Now she knows that he did not die; he just never returned.
He was off living his life.
“You could have come back.” It is an accusation.
But she also understands. “I couldn’t,” the Doctor tells
her. He had to spell it out for Rose, but all Sarah needs is that simple, “I
couldn’t,” and the look of sorrow in his eyes. Sarah understands. And so she
deflects the pain with humor and a playful reproof: “It wasn’t Croydon. Where
you dropped me off, that wasn’t Croydon.” (It was Aberdeen.)
The presence of Sarah also demands an inspection of the
Doctor’s new relationship with Rose. Rose is as usual jealous at first sight of
Sarah Jane and it brings out her cruel side: “Well, he’s never mentioned you.”
But then she begins to internalize and process. If he has traveled with Sarah
in the past and never mentions her in the present, what does that mean for her?
“I thought you and me were . . .” Rose is thinking in her typical teenage romance
mentality. “No, not to you,” the Doctor
reassures her emphatically when she asks if her fate will be the same. It’s
rather rash and irresponsible of him, because inevitably it can’t be anything
else but, but Rose isn’t ready for that truth.
Rose does come to some measure of understanding, not through
the Doctor but through Sarah. It starts with her customary high school approach
(fitting that they are in a school). Sarah tries to counsel her but Rose
becomes defensive and combative. She briefly drags Sarah down to her level as
they compare experiences with the Doctor.
“Mummies,” Sarah begins. “I’ve met ghosts,” Rose counters. “Robots;
lots of robots,” Sarah returns. “Slitheen—in Downing Street,” Rose tops. “Daleks,”
Sarah answers. “Met the Emperor,” Rose triumphs. In the end, though, it is
Sarah who wins out with: “THE Loch Ness Monster,” (Terror of the Zygons). The
two end up sharing a laugh as they compare Doctor notes. I can only hope that
the maturity of Sarah is wearing off on Rose.
It’s not just Sarah Jane Smith who returns, though; it is K9
as well. The tin dog. “Oh my God, I’m the tin dog.” K9 meet Mickey Smith. The
secondary companion. Because the Doctor does not always travel with a single
companion. Sometimes there is a K9. Sometimes there is a tin dog.

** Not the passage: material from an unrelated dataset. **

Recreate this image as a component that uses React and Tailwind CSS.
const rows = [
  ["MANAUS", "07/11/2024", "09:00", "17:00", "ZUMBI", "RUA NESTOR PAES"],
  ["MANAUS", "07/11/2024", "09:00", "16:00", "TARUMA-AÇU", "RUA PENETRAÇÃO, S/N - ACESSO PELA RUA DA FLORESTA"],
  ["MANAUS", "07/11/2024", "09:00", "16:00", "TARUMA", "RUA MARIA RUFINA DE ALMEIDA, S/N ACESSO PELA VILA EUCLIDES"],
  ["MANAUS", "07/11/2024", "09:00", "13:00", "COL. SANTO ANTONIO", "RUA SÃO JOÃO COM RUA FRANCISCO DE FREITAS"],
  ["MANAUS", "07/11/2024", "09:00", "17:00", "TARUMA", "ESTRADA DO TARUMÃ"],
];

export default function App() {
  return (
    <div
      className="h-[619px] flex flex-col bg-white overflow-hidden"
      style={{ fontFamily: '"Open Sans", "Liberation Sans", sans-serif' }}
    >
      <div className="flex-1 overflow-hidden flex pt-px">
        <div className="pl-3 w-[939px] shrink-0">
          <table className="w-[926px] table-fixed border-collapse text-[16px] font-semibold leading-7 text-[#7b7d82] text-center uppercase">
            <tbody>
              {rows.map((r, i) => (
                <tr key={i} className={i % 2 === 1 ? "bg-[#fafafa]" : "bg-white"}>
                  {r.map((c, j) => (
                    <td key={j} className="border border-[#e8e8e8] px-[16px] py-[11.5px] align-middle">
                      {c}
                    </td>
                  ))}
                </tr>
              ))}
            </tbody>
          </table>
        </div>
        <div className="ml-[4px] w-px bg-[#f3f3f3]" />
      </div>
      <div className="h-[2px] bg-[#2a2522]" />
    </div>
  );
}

Mickey does not have the respect that even a tin dog has,
however. Mickey has been used and abused by both Rose and the Doctor. It is
wonderful to see K9; it is wonderful to have John Leeson return as the voice of
K9; it is even more wonderful to see Mickey come into his own. “I’m not the tin
dog,” he ultimately concludes, “and I want to see what’s out there.” He wants
to travel with the Doctor, not as an afterthought or a joke, but as a full-fledged
partner. And it is not Rose that is the draw for him; if it were Rose he would
have jumped on board long ago; and it is not just the Doctor; it is a new-found
sense of self worth and confidence that prompts him.
I view this episode as both Rose and Mickey finally growing
up; as Mickey and Rose moving past their school years.

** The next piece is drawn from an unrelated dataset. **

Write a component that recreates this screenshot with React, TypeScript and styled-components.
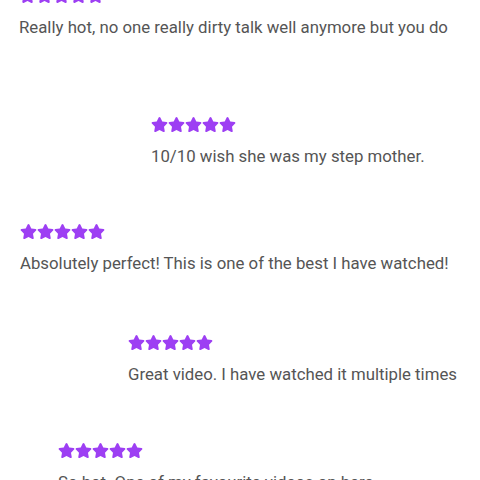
import React from "react";
import styled, { createGlobalStyle } from "styled-components";
import { FaStar } from "react-icons/fa";

const GlobalStyle = createGlobalStyle`
    html, body {
        margin: 0;
        padding: 0;
        background: #ffffff;
        overflow: hidden;
    }
    body {
        font-family: Roboto, "Liberation Sans", Arial, sans-serif;
    }
`;

type Review = {
    text: string;
    rating: number;
    left: number;
    top: number;
};

const reviews: Review[] = [
    { text: "Really hot, no one really dirty talk well anymore but you do", rating: 5, left: 19, top: -13 },
    { text: "10/10 wish she was my step mother.", rating: 5, left: 151, top: 77 },
    { text: "Absolutely perfect! This is one of the best I have watched!", rating: 5, left: 20, top: 55 },
    { text: "Great video. I have watched it multiple times", rating: 5, left: 128, top: 59 },
    { text: "So hot. One of my favourite videos on here", rating: 5, left: 58, top: 56 },
];

const Page = styled.div`
    width: 480px;
    height: 480px;
    overflow: hidden;
    display: flex;
    flex-direction: column;
    align-items: flex-start;
`;

const ReviewItem = styled.div<{ $left: number; $top: number }>`
    display: flex;
    flex-direction: column;
    align-items: flex-start;
    gap: 11px;
    margin-left: ${(p) => p.$left}px;
    margin-top: ${(p) => p.$top}px;
    flex-shrink: 0;
`;

const Stars = styled.div`
    display: flex;
    align-items: center;
    height: 17px;
    color: #9d3ff3;

    svg {
        width: 17px;
        height: 17px;
        display: block;
    }
`;

const Text = styled.p`
    margin: 0;
    font-size: 16.8px;
    line-height: 24px;
    color: #555555;
    white-space: nowrap;
`;

export default function App() {
    return (
        <>
            <GlobalStyle />
            <Page>
                {reviews.map((r, i) => (
                    <ReviewItem key={i} $left={r.left} $top={r.top}>
                        <Stars>
                            {Array.from({ length: r.rating }).map((_, j) => (
                                <FaStar key={j} />
                            ))}
                        </Stars>
                        <Text>{r.text}</Text>
                    </ReviewItem>
                ))}
            </Page>
        </>
    );
}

Given all that is going on with the return of Sarah and K9
and the exploration of what it means to be a companion of the Doctor, there is
still a plot that is unfolding, and as Doctor Who plots go it is passable.
There are some problems, but overall, with everything going on, they are worth
the overlook.
Anthony Head as the main baddie Finch contributes greatly to
this act of absolution. As the
headmaster of the school and the leader of the Krilitanes he is magnificent. “But
we’re not even enemies” he reasons with the Doctor. It is a bit
uncharacteristic of the Doctor to be dead set against an alien without even
knowing its motives. Granted, he turns out to be right, but that is only
courtesy of the script.
“Show me how clever you are; work it out,” Finch challenges
the Doctor. Using the intelligence and imagination of the children, Finch and
the Krilitanes are out to crack the Skasis Paradigm, otherwise known as “the
god maker; the universal theory.” Skepticism aside regarding whether such a
code exists or could be cracked by several dozen kids on computers, who is the
Doctor to decide that a race can or cannot utilize such a theory if they can
figure out a way to crack it? If such a code exists and it is so easily
cracked, someone is bound to crack it sooner or later (Daleks or Cybermen
anyone?). Why not Finch and the Krilitanes? At least they are offering the
Doctor some say in their New Universe Order. However, I can understand why the
Doctor turns them down in their ‘god maker’ proposal. Finch uses the presence
of Sarah Jane, suggesting the possibility of everlasting youth and beauty, and he
dangles the promise of re-writing Time Lord History. But the Doctor has a time
machine; he has the TARDIS. He could re-write history any time he wanted to. He
has never and will never do that and has stated as such. There is no true lure
there.
But Anthony Head and the bats and the kids and the music and
the rats and the thrill—it’s all good. It keeps the heart pumping and the
pimples goosing.
“Forget the shooty dog thing.” Ah, that makes everything
good.
The school is blown up, the Krilitanes are blown up; K9 is
blown up. The Skasis Paradigm is uncracked. There are no gods made. All is
right with the Doctor Who universe.
“Goodbye, Doctor.” Sarah Jane is taking her leave. Sarah
Jane is grown up. The Doctor isn’t quite ready to say goodbye, but Sarah forces
him. “Everything has its time,” she told the Doctor earlier, “and everything
ends.” Her travels with the Doctor are at an end and she has moved on. This is
one lesson she has taught the Doctor.
The lesson she teaches Rose: “Some things are worth getting
your heart broken for.”
And finally, her own reward: “I wouldn’t have missed it for
the world.” (Along with a fresh K9 model courtesy of the Doctor.)
Goodbye, Sarah Jane. I wouldn’t have missed you for the world.